# EXERCISE AIM
Lines containing the string "that" are to be counted; report only how many there are.

-------- MATERIAL PROVIDED --------

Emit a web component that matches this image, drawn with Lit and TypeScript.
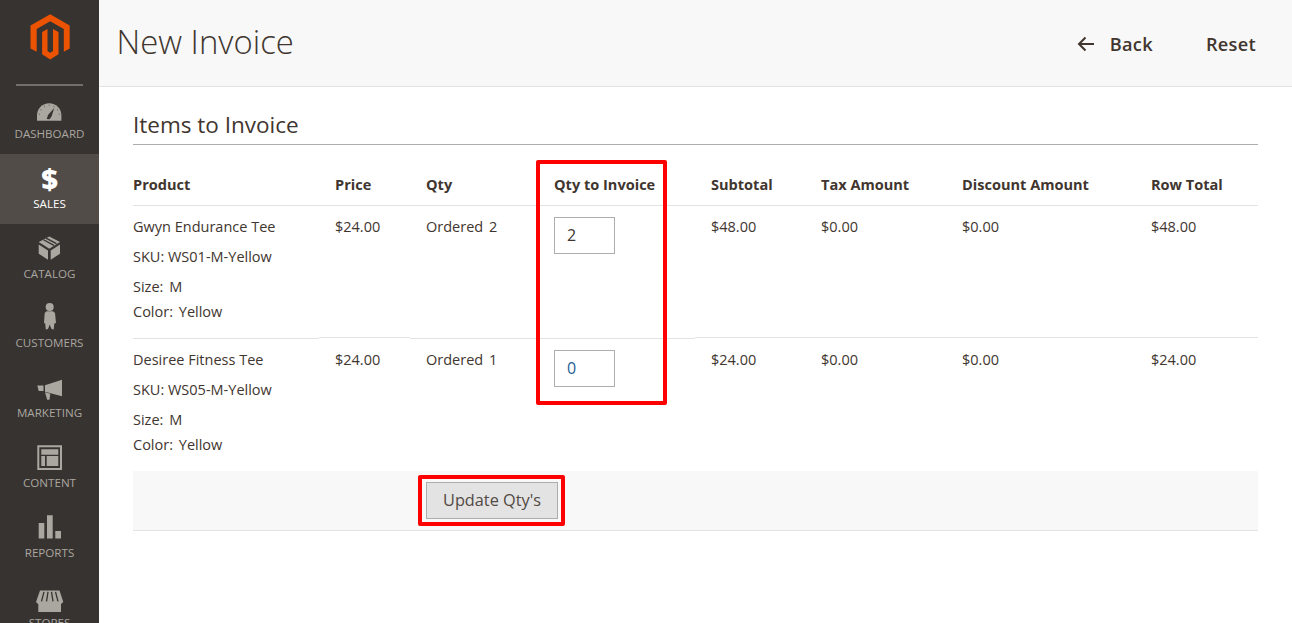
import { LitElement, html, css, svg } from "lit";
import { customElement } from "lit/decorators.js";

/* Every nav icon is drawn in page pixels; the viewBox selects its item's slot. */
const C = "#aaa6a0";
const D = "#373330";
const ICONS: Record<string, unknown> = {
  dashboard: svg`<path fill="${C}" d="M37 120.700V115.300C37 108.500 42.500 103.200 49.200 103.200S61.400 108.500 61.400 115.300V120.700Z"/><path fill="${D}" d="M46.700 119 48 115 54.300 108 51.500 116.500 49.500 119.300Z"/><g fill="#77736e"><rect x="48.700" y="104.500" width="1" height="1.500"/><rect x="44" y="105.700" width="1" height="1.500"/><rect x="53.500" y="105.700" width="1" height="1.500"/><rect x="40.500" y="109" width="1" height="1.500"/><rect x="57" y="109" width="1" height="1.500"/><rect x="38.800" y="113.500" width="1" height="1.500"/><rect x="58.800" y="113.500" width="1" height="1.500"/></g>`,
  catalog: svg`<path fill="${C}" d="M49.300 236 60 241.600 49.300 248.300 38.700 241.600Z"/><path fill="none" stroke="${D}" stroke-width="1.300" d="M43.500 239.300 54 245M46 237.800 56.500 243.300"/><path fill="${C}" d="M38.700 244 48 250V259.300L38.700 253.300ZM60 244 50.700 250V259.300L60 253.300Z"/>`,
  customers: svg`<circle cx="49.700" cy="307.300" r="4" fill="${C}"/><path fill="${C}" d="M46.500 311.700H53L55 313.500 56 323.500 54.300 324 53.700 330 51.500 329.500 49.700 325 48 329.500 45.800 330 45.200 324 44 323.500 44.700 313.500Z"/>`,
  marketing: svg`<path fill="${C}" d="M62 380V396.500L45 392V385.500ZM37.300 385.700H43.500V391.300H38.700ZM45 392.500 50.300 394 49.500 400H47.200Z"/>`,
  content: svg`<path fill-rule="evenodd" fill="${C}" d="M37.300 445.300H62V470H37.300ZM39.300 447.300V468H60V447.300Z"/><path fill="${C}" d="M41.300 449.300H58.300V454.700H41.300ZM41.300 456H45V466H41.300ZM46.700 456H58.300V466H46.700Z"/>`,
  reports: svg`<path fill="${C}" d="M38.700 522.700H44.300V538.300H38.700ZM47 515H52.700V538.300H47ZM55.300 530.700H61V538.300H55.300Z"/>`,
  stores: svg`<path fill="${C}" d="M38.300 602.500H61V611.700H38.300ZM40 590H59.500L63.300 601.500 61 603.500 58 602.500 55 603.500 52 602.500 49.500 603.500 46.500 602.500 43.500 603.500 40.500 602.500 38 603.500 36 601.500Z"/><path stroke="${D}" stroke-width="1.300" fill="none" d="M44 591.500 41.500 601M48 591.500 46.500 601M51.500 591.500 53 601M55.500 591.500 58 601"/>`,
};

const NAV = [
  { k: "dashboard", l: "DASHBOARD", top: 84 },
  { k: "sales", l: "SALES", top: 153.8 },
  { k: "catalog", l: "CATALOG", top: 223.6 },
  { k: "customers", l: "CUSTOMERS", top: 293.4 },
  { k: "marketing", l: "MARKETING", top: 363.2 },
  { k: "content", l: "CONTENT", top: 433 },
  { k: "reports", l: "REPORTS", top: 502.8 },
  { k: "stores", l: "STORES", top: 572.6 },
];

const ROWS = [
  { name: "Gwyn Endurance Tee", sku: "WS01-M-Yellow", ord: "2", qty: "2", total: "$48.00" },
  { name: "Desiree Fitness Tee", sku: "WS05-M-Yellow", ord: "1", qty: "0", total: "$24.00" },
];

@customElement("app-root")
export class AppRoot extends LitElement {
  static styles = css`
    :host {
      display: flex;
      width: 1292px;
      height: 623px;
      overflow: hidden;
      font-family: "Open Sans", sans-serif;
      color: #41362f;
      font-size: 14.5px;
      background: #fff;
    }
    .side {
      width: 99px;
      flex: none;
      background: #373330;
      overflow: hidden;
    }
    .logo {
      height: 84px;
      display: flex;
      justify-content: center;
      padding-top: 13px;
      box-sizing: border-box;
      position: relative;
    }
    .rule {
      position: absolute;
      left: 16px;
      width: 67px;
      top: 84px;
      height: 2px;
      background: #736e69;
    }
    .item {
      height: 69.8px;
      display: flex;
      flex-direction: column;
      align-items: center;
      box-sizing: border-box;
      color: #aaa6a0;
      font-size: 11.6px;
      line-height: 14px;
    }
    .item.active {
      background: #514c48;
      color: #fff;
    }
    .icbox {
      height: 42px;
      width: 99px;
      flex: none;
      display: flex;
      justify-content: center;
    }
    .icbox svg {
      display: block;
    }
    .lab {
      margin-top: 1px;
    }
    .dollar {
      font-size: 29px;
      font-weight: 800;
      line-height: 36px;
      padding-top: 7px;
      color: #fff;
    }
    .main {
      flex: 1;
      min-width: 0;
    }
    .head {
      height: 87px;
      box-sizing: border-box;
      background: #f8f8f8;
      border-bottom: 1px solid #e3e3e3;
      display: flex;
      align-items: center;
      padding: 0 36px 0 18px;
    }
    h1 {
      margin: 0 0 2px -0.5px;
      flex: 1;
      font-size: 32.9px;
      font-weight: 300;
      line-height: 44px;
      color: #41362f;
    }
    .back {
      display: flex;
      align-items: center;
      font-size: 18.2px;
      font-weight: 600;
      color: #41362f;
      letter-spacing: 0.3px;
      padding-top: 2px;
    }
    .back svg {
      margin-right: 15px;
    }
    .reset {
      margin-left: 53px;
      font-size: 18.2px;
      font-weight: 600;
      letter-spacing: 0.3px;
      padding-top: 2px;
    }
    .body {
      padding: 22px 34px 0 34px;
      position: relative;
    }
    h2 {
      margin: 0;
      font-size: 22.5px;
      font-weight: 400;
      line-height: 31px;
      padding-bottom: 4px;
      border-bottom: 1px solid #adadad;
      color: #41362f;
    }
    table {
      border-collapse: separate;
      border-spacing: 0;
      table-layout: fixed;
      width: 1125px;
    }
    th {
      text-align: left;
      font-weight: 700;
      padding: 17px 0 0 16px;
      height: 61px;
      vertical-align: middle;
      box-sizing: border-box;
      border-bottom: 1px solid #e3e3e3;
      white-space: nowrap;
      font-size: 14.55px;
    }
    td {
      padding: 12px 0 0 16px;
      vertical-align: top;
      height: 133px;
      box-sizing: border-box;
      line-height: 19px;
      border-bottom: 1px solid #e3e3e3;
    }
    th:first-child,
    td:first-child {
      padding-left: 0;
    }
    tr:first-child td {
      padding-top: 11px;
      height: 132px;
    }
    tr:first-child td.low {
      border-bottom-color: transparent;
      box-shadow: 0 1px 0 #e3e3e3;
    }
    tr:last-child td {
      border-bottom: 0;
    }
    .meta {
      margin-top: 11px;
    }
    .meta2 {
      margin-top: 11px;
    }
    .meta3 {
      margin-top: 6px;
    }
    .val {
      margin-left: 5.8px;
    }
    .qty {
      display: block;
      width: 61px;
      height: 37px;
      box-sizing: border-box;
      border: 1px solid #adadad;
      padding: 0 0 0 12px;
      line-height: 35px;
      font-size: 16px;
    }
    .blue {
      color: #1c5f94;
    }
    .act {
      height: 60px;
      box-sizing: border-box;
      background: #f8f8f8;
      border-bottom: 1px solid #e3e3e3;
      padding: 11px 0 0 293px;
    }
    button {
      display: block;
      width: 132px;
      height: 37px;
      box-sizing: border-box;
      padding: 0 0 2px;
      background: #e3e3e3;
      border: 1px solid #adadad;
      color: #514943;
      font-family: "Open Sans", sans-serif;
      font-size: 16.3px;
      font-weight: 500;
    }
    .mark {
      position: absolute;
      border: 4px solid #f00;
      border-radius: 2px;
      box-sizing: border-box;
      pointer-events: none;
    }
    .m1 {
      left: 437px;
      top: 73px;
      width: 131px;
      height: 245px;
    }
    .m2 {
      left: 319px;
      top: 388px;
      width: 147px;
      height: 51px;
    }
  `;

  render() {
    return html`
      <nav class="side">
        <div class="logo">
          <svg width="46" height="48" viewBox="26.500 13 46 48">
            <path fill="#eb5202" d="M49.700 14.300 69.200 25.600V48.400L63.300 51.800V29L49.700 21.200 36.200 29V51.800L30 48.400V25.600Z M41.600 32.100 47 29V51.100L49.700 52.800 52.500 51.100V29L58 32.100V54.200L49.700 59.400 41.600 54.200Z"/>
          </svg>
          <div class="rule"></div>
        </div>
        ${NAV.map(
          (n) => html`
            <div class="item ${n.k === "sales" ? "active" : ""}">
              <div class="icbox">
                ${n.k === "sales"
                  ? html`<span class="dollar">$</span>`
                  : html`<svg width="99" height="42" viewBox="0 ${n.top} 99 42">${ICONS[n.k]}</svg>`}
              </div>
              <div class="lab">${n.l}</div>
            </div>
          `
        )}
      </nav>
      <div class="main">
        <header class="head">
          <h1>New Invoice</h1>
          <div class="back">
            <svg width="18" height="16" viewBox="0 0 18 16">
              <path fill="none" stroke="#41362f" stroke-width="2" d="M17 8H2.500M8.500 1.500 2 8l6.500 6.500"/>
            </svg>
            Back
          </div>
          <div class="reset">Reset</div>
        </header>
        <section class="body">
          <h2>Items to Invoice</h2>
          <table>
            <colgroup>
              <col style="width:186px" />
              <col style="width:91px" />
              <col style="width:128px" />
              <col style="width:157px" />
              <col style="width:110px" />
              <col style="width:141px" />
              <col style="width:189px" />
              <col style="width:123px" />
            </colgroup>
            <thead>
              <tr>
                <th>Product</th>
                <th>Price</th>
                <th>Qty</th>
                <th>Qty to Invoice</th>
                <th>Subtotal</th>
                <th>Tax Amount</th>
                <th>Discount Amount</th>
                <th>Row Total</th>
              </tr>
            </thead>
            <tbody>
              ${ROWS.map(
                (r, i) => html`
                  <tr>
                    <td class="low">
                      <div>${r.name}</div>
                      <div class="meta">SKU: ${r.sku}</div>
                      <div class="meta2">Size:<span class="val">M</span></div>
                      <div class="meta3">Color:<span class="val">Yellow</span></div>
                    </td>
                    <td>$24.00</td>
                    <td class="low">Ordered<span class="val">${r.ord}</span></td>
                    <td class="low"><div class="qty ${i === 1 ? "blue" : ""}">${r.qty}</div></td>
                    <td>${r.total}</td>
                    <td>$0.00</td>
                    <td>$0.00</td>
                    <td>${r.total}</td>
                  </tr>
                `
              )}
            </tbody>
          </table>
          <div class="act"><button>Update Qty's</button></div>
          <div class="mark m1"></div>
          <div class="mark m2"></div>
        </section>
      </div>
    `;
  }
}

--------
-------- MATERIAL PROVIDED --------

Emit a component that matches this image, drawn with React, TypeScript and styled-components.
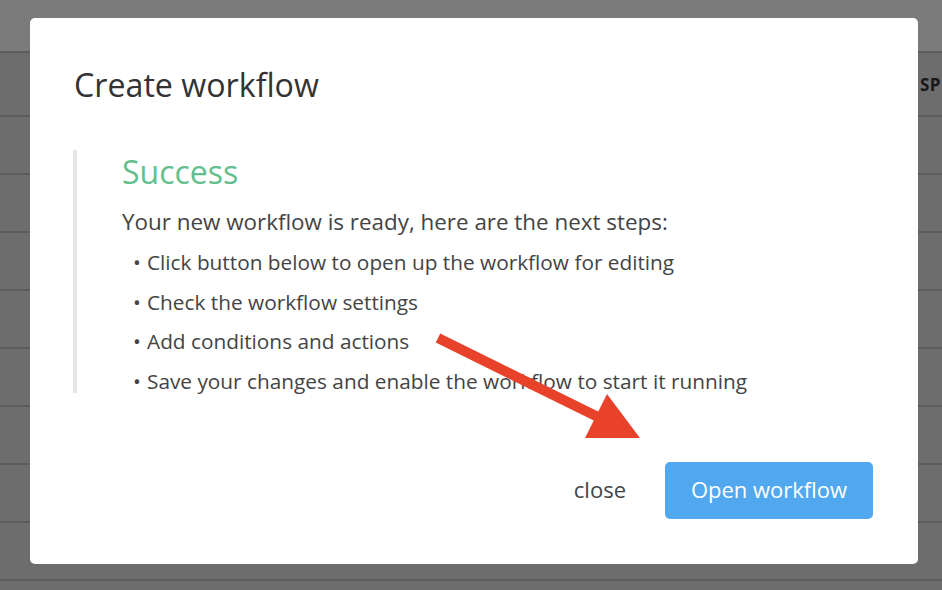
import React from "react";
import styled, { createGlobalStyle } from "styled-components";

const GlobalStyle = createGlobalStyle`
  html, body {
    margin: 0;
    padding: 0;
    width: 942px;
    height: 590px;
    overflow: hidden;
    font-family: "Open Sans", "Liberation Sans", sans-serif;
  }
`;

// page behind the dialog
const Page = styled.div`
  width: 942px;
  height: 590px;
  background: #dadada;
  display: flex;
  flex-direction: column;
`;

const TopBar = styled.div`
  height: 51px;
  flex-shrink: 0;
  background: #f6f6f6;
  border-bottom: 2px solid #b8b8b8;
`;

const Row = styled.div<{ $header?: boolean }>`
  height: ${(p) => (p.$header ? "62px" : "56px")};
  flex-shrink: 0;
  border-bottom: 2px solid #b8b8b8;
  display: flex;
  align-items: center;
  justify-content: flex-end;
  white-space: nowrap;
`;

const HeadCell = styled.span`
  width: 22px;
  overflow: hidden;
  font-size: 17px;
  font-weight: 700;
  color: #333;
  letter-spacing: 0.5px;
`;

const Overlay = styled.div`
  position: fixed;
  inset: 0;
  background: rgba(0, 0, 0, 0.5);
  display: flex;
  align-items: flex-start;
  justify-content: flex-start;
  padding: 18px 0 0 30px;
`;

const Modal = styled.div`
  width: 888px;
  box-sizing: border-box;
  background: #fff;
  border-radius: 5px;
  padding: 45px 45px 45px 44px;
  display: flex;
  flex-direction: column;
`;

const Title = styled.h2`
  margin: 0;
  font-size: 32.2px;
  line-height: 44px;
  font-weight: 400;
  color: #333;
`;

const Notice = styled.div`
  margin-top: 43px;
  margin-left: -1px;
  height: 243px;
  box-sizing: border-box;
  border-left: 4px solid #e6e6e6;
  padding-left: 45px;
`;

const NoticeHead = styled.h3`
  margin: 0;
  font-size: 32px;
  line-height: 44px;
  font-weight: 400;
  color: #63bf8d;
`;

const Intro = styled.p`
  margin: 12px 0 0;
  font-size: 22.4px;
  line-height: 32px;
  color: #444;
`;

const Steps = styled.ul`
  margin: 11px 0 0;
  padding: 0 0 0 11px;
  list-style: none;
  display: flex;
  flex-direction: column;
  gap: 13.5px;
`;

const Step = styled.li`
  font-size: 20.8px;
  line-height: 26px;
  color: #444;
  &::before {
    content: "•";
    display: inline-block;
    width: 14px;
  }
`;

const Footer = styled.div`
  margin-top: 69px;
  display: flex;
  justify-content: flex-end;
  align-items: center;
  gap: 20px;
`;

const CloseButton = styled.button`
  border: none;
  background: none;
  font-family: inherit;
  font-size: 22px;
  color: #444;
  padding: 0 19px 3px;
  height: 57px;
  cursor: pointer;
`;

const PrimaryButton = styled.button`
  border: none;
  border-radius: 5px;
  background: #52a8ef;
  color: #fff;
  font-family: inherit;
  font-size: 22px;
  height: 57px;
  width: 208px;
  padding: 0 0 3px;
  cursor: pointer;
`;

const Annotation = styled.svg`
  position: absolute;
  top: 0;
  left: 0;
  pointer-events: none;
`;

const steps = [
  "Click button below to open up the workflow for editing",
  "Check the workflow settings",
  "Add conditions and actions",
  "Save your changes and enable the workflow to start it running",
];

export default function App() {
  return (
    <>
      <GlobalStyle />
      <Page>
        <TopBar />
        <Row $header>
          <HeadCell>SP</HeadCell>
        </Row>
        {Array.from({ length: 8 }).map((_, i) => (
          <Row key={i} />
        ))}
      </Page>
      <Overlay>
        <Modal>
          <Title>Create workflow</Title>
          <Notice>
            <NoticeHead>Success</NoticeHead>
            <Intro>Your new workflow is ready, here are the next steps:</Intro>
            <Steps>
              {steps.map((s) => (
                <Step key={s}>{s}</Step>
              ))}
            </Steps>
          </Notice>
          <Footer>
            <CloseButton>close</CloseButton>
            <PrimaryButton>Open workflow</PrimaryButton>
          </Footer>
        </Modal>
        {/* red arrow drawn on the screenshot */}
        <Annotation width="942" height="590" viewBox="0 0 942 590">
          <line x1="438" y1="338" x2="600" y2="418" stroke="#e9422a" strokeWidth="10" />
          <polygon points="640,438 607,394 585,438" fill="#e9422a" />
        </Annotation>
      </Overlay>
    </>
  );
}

--------
-------- MATERIAL PROVIDED --------

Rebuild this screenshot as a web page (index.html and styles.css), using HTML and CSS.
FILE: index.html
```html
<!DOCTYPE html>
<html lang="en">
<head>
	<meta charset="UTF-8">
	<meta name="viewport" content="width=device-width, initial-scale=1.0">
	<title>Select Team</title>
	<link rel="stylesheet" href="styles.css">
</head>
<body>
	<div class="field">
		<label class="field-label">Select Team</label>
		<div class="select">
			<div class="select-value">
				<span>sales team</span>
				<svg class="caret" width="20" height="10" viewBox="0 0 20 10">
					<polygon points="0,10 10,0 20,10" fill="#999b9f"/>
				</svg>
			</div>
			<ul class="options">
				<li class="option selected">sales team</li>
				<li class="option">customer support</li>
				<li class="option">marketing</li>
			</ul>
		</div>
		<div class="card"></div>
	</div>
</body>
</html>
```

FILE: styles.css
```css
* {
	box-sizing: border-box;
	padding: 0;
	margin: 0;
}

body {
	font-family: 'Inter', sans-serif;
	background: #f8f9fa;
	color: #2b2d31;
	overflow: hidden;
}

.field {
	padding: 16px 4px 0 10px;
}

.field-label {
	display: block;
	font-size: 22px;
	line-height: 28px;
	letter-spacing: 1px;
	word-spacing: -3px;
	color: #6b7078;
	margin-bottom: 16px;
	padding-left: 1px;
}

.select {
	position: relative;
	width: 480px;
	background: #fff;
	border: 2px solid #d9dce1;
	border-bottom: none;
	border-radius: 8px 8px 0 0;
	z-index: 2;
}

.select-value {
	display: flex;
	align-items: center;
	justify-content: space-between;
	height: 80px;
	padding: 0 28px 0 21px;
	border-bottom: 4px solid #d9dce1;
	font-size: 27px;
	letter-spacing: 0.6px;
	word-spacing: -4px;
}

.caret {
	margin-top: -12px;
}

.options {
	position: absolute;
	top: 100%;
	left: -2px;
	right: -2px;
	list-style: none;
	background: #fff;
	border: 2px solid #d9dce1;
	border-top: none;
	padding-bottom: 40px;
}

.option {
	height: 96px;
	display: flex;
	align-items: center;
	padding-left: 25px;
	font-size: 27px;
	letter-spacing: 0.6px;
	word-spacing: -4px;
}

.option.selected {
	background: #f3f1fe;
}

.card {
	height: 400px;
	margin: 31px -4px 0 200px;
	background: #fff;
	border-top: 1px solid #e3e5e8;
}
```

--------

# WRITTEN SOLUTION
2